Ecrire est une autre façon de le faire. Car l’écriture est un acte solitaire, même lorsqu’elle est pratiquée en groupe. J’ai ainsi le souvenir d’un atelier d’écriture que j’avais fait à Montréal, par un WE froid d’hiver. Nous écrivions dans une petite salle, et chacun s’était réfugié dans un coin de la pièce pour s’isoler. J’ai connu là des moments d’une intensité émotionnelle incroyable, à revenir sur ma propre histoire par les mots que je choisissais de coucher sur le papier. J’ai pleuré tant et plus, durant 2 jours, et j’étais seule avec moi-même tout ce temps, malgré la présence bienveillante des autres participants. C’est une solitude qui me plaît et me répare. Elle offre la possibilité de se mettre à l’écoute de soi et de ce qui nous porte, de ce qui nous blesse et de ce qui nous touche. On se met alors au diapason de la vie intérieure qui nous traverse, et cela permet de vivre davantage en cohérence avec la personne que nous sommes profondément. Les choix qui découlent de cette écoute seront tournés vers le nord que nous indique le cœur.

Une autre solitude est celle que je peux cultiver lors d’échappées hors du réseau amical et affectif connu. J’affectionne particulièrement ces moments où je pars, une fois par an, construire ailleurs un moment présent différent, hors de mes repères habituels. Il faut alors que je me rende disponible pour des expériences inédites, en dehors de ce que j’ai l’habitude de faire ou de voir. Je m’en vais marcher seule, ou je loge dans une petite ville que je ne connais pas. J’évite sciemment les rencontres un peu trop poussées, qui dépassent le « bonjour, bonsoir ». Je suis dans ma bulle, et j’ouvre mes yeux à des paysages étonnants. Un peu comme lorsque je voyage en train, un casque sur les oreilles pour écouter de la musique, le nez pointé vers les paysages derrière la fenêtre. Je laisse les pensées faire leurs divagations, me laissant dépourvue de désirs ou de souhaits. Simplement connectée à ce moment qui passe. Cette solitude, c’est un peu retrouver le sens du gratuit. On fait feu de tout bois, et l’on ramasse des petits bouts de quotidien, des miettes de vie, là où elles sont tombées. Sans chercher à faire autre chose que les toucher du bout des mains et s’immerger dans un présent qui ne demande rien. On respire, et sans être dans l’échange, on sent pourtant à quel point on fait partie du tout. C’est l’Universel qui se mêle à ces moments minuscules et nous relie alors au grand tout.
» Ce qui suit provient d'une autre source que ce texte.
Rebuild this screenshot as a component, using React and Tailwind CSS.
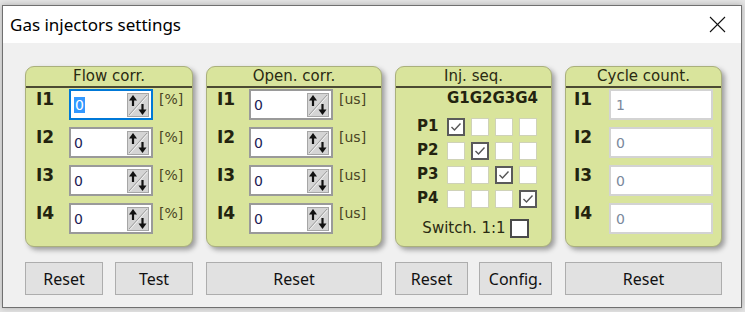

La solitude n’est finalement jamais que relative. Elle est discrètement liée à notre perception, celle qui nous laisse croire que nous sommes isolés des autres, ou au contraire reliés indissociablement à eux. Qui nous fait penser que nous n’avons de valeur qu’en lien avec ceux qui nous aiment ou pas, ou bien que cette valeur n’est pas fonction d’un état particulier. Nous pouvons aussi bien, dans ce cas, considérer que nous sommes une partie du tout, quel que soit notre caractère, notre vie, et nos choix. Et alors peu importe que les gens gravitent autour de nous ou pas, nous sommes intégrés à cette humanité jusqu’à la fin des temps.